- [Problem details] Shown below is a listing with pictures; reproduce exactly, and only, the lines between the ones containing "Rebuild this screenshot" and "için kullanın. Sertifika</p>", inclusive, leaving the pictures out.

- [Material for this exercise]
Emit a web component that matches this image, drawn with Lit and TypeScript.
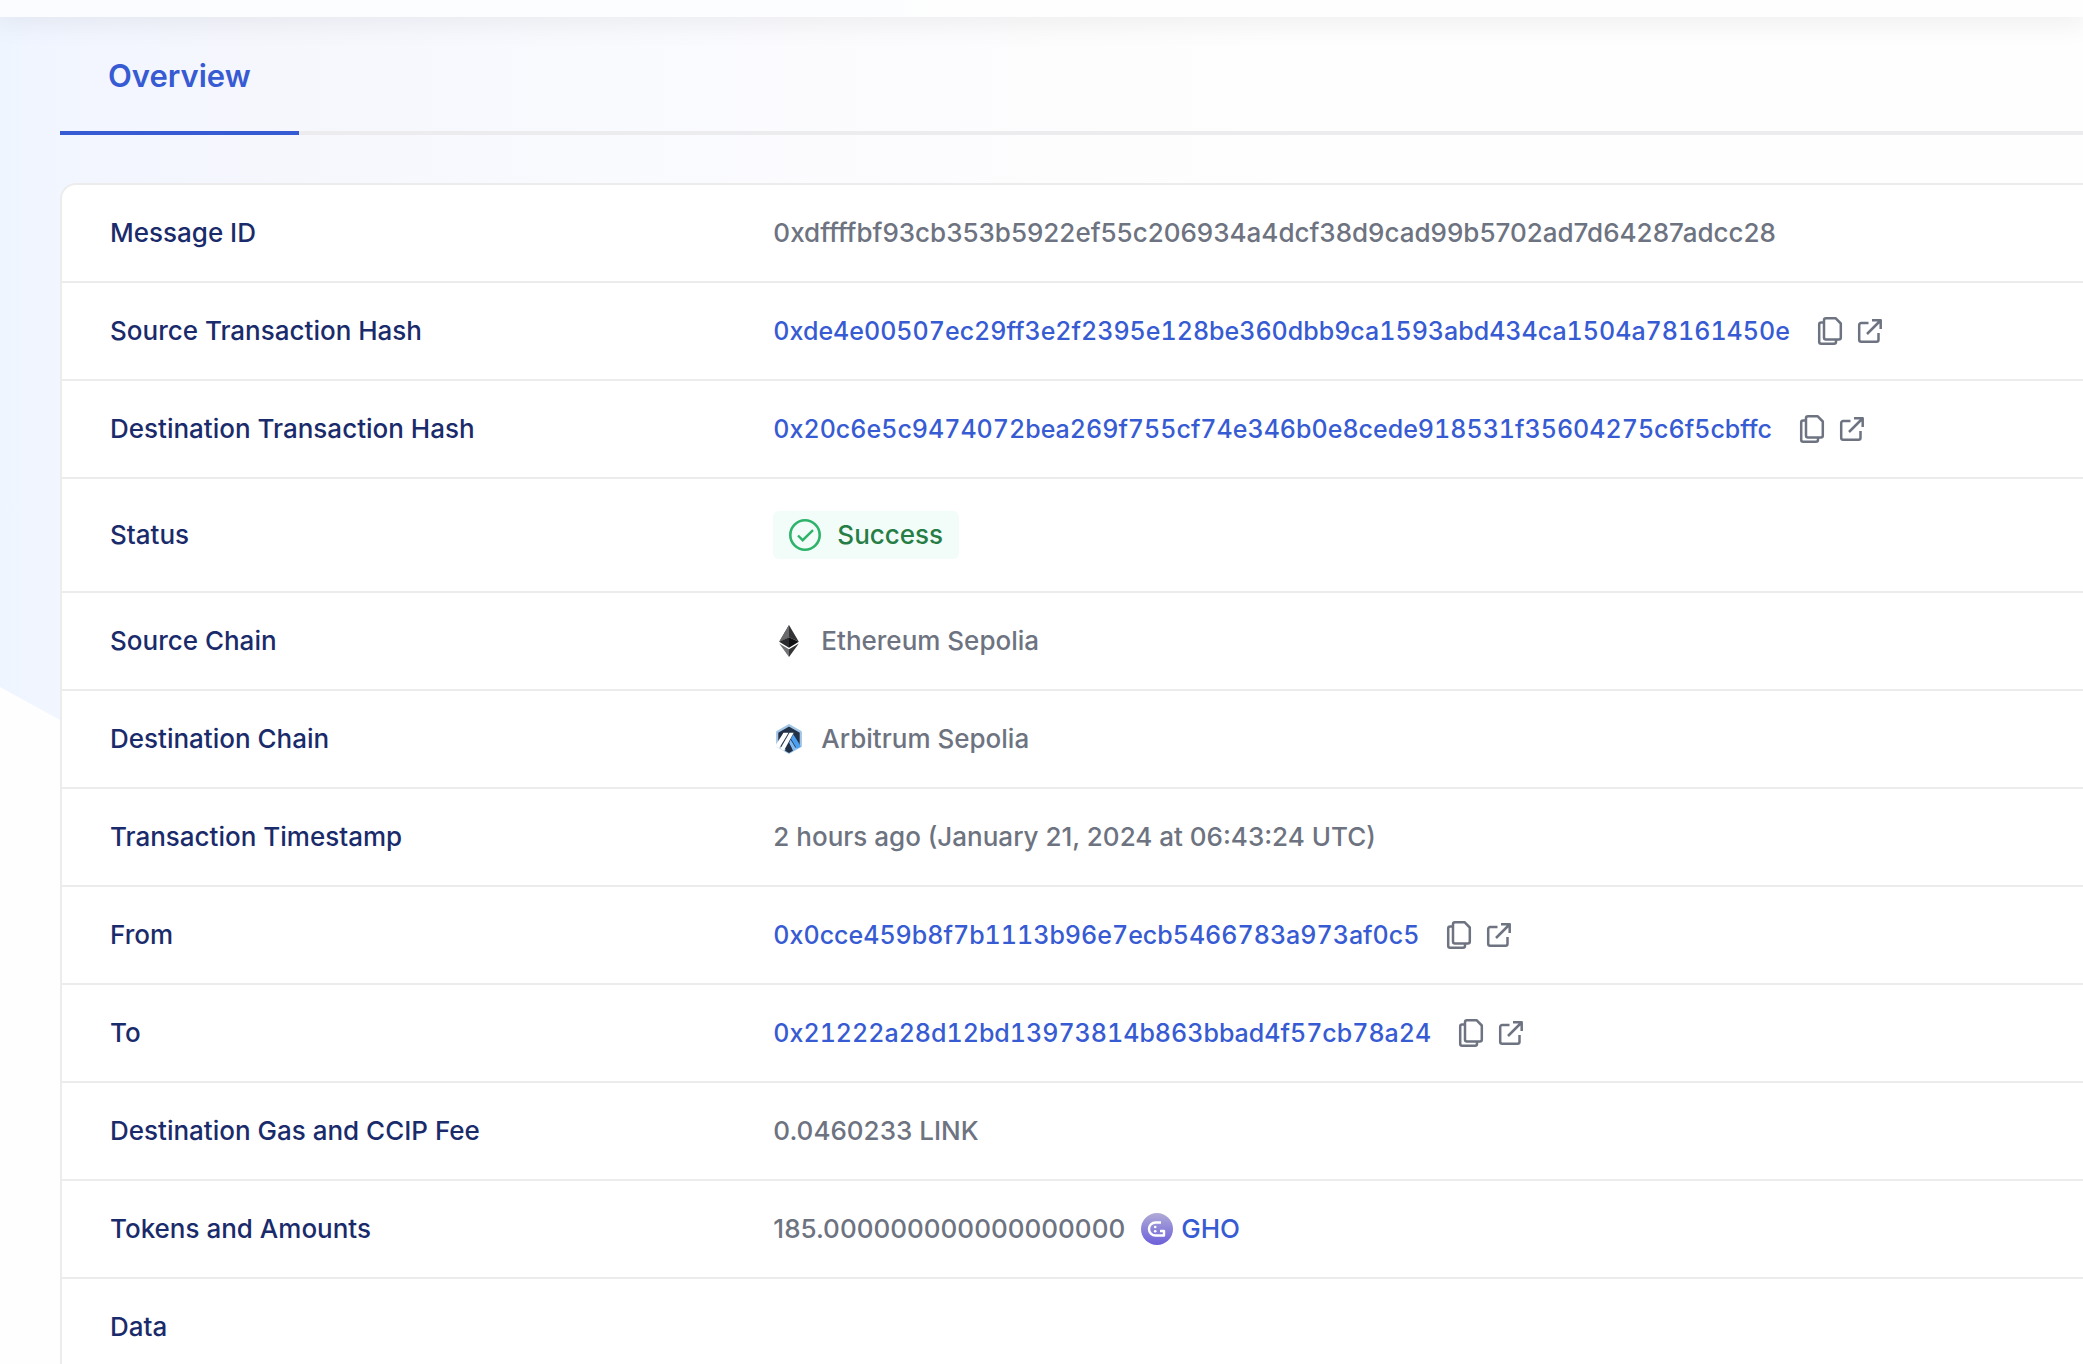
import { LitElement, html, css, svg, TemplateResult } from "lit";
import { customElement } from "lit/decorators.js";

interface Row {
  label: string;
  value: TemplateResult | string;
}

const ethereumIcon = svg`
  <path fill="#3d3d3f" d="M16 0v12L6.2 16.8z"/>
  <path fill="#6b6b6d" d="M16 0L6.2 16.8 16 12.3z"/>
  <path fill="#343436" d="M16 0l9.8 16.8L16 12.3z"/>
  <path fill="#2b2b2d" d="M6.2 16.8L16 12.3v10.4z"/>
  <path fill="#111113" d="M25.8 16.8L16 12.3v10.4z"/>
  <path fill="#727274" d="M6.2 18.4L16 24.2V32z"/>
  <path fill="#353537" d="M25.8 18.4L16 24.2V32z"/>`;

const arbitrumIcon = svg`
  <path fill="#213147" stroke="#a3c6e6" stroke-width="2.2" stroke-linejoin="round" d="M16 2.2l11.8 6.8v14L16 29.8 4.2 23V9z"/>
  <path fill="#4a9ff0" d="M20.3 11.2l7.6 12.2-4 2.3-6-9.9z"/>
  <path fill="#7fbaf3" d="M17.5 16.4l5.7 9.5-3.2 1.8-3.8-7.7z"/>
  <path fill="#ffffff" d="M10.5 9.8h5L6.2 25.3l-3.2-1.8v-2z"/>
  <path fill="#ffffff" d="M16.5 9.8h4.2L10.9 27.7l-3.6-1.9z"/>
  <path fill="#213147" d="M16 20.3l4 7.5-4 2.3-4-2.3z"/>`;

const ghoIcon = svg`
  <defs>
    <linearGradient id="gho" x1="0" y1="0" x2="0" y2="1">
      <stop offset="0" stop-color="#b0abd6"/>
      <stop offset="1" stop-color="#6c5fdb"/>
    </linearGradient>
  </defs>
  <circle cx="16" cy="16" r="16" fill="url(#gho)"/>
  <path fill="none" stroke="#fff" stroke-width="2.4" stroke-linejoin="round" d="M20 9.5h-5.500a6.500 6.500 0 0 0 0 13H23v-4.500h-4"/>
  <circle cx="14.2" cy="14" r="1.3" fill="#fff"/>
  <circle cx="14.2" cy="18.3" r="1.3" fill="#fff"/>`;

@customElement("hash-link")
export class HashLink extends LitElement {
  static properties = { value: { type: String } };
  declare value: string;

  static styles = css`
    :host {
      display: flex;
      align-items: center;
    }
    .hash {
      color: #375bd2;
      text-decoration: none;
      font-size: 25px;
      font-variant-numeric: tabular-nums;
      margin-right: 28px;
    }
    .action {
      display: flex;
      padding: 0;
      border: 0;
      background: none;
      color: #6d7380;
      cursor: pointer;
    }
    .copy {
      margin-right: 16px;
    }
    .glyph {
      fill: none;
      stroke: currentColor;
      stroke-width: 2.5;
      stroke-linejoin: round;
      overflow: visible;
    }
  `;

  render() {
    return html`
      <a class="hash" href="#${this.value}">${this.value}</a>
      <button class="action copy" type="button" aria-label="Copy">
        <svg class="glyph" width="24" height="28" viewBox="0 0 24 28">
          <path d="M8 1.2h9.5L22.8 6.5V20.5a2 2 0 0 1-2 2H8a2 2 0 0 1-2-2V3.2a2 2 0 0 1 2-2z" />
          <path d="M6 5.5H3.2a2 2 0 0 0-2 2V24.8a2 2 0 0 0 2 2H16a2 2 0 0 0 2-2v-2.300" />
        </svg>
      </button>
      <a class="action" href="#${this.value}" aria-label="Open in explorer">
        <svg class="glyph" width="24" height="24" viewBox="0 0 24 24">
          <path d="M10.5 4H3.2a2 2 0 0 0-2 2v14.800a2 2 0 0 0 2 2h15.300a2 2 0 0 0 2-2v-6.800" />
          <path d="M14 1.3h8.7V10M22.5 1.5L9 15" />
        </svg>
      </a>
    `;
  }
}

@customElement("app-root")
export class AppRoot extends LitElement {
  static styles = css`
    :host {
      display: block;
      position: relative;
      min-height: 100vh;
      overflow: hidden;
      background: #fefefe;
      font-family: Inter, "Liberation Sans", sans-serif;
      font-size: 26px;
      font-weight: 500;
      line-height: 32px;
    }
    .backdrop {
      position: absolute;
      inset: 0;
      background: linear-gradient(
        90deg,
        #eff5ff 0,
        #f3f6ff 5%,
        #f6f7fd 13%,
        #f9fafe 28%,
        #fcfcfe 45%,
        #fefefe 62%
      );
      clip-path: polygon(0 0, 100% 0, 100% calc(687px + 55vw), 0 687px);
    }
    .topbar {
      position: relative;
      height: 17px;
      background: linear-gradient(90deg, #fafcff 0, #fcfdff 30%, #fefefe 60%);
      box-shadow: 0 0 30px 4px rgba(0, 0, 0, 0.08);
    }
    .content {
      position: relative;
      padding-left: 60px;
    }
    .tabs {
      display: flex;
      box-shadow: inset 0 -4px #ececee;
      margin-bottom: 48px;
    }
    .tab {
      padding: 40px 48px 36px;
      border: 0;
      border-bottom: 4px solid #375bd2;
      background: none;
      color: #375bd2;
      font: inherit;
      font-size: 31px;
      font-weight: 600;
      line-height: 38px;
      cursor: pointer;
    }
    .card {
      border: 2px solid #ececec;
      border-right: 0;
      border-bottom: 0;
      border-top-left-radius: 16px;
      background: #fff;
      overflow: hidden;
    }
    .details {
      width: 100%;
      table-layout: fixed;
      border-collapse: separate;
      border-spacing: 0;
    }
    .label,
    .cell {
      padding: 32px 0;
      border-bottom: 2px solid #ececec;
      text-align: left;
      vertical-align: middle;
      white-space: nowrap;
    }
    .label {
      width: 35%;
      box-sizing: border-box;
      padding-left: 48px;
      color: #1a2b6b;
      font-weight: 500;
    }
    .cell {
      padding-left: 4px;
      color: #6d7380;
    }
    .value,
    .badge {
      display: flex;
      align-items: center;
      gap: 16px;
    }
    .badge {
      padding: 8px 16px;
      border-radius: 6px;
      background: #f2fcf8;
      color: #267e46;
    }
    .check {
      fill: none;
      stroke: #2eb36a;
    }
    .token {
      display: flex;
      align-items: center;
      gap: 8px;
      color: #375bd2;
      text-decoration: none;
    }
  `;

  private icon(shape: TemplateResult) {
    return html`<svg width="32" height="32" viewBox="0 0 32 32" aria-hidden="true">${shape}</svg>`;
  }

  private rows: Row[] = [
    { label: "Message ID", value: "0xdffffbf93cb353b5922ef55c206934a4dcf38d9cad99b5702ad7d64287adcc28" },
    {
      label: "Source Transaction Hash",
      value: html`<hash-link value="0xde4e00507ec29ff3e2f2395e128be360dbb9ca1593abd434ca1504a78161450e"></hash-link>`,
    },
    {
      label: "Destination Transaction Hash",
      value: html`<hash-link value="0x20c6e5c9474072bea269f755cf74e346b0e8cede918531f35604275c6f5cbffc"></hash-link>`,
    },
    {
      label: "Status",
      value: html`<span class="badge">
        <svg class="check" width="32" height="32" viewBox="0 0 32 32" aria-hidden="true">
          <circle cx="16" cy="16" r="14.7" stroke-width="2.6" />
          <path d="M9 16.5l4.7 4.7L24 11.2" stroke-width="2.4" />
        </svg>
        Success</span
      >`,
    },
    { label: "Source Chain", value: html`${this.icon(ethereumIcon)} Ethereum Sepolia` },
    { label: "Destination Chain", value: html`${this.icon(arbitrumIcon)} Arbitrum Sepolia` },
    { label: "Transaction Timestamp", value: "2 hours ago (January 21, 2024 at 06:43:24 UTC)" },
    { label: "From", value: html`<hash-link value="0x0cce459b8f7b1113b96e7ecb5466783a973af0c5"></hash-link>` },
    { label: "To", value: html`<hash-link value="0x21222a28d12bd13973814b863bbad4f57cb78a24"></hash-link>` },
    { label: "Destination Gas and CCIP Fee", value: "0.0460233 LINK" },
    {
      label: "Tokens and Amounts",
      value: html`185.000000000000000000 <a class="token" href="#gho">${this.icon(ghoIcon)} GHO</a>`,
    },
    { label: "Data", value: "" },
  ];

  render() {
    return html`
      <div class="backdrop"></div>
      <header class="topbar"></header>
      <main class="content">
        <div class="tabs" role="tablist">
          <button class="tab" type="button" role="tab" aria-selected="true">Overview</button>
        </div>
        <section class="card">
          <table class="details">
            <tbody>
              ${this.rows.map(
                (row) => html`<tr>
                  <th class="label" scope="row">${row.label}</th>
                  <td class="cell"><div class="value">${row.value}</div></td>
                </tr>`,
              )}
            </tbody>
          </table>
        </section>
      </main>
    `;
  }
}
--
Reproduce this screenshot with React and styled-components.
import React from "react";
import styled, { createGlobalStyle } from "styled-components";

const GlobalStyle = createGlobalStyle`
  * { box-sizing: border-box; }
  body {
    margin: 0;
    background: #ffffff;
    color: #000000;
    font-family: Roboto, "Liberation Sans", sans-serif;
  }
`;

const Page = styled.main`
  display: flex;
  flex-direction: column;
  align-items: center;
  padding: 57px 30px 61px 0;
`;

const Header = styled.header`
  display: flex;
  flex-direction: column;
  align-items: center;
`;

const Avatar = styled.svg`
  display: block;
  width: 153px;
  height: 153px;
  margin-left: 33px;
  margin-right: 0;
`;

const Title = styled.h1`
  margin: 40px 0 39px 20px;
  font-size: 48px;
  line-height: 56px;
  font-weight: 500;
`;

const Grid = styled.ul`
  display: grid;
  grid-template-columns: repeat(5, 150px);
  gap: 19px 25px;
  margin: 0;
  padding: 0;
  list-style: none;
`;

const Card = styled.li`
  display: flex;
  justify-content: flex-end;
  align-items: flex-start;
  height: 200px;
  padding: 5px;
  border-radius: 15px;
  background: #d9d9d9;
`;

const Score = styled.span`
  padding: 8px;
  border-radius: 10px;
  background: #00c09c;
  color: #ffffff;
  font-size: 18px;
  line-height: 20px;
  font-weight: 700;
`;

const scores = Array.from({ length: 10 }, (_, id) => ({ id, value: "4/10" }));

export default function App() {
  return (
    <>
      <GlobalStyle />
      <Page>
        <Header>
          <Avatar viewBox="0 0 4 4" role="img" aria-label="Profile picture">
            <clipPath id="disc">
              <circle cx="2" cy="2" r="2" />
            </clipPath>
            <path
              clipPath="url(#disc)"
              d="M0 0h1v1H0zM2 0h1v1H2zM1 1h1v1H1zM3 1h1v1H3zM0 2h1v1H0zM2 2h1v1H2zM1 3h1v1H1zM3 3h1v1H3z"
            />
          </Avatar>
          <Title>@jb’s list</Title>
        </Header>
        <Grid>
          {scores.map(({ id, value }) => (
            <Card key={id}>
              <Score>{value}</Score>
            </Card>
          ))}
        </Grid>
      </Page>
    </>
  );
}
==
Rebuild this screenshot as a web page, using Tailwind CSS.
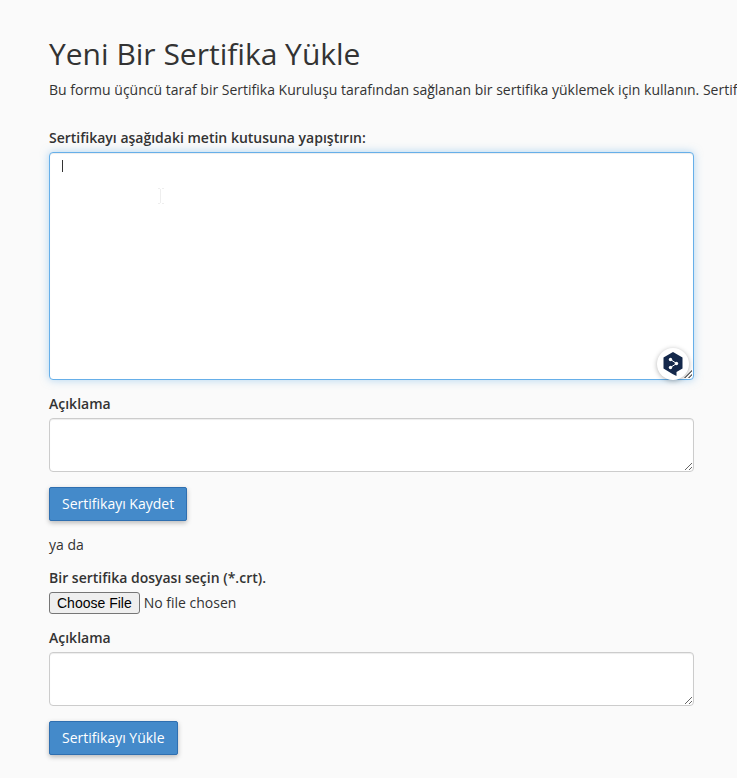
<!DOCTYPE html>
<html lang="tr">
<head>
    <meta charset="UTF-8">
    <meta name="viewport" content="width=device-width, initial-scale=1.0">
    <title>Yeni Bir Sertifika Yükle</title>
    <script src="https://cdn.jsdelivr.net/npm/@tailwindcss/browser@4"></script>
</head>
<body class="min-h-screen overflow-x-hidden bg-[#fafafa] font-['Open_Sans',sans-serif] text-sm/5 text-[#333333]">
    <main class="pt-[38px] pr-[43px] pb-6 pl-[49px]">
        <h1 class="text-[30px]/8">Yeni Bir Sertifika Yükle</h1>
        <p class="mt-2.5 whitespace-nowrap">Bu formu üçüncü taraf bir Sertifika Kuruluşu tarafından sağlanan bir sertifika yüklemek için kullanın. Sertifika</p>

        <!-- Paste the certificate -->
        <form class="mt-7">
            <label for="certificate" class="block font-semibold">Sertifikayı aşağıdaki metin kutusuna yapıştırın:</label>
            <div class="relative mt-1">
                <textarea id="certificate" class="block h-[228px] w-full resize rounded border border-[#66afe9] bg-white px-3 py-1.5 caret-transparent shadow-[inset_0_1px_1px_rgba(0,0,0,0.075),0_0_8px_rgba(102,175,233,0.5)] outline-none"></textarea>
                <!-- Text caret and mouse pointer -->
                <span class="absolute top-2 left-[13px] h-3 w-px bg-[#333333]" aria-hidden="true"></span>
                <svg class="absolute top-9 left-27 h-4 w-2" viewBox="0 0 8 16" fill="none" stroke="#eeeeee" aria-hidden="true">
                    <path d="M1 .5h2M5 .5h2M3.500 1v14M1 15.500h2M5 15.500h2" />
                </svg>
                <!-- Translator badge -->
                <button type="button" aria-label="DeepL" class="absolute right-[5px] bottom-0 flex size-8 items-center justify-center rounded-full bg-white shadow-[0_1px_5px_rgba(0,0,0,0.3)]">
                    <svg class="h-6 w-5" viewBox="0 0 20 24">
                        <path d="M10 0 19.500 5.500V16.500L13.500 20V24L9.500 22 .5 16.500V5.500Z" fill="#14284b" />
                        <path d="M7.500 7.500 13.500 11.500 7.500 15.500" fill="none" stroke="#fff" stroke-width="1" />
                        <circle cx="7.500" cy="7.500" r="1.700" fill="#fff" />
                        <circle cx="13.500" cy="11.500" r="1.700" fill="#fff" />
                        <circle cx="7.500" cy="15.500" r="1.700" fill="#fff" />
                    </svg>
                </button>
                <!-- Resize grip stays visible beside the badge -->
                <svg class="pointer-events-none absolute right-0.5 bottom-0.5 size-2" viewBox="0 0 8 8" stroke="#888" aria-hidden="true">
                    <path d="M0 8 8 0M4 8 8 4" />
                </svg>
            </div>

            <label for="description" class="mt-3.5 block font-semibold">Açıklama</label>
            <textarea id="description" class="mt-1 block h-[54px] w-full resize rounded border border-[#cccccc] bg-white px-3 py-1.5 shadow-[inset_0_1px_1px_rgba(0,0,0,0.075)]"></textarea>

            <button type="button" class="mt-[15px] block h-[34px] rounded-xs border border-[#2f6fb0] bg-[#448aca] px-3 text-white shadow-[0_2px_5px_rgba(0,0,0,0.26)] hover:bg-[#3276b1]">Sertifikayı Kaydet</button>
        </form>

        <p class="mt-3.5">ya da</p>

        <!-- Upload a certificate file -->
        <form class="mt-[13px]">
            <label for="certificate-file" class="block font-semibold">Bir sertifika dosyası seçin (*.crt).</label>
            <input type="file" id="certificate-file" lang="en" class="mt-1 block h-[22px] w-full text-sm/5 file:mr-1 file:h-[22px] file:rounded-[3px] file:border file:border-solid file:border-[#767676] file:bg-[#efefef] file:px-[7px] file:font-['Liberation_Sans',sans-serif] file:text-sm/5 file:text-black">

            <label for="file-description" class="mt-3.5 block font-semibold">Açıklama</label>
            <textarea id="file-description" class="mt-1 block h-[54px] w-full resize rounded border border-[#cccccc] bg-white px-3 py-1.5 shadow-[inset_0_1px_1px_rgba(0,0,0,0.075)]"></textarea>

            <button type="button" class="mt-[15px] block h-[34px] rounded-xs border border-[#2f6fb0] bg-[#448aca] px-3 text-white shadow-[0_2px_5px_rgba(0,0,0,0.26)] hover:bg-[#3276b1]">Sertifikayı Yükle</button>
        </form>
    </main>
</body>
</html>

- [Output]
Rebuild this screenshot as a web page, using Tailwind CSS.
<!DOCTYPE html>
<html lang="tr">
<head>
    <meta charset="UTF-8">
    <meta name="viewport" content="width=device-width, initial-scale=1.0">
    <title>Yeni Bir Sertifika Yükle</title>
    <script src="https://cdn.jsdelivr.net/npm/@tailwindcss/browser@4"></script>
</head>
<body class="min-h-screen overflow-x-hidden bg-[#fafafa] font-['Open_Sans',sans-serif] text-sm/5 text-[#333333]">
    <main class="pt-[38px] pr-[43px] pb-6 pl-[49px]">
        <h1 class="text-[30px]/8">Yeni Bir Sertifika Yükle</h1>
        <p class="mt-2.5 whitespace-nowrap">Bu formu üçüncü taraf bir Sertifika Kuruluşu tarafından sağlanan bir sertifika yüklemek için kullanın. Sertifika</p>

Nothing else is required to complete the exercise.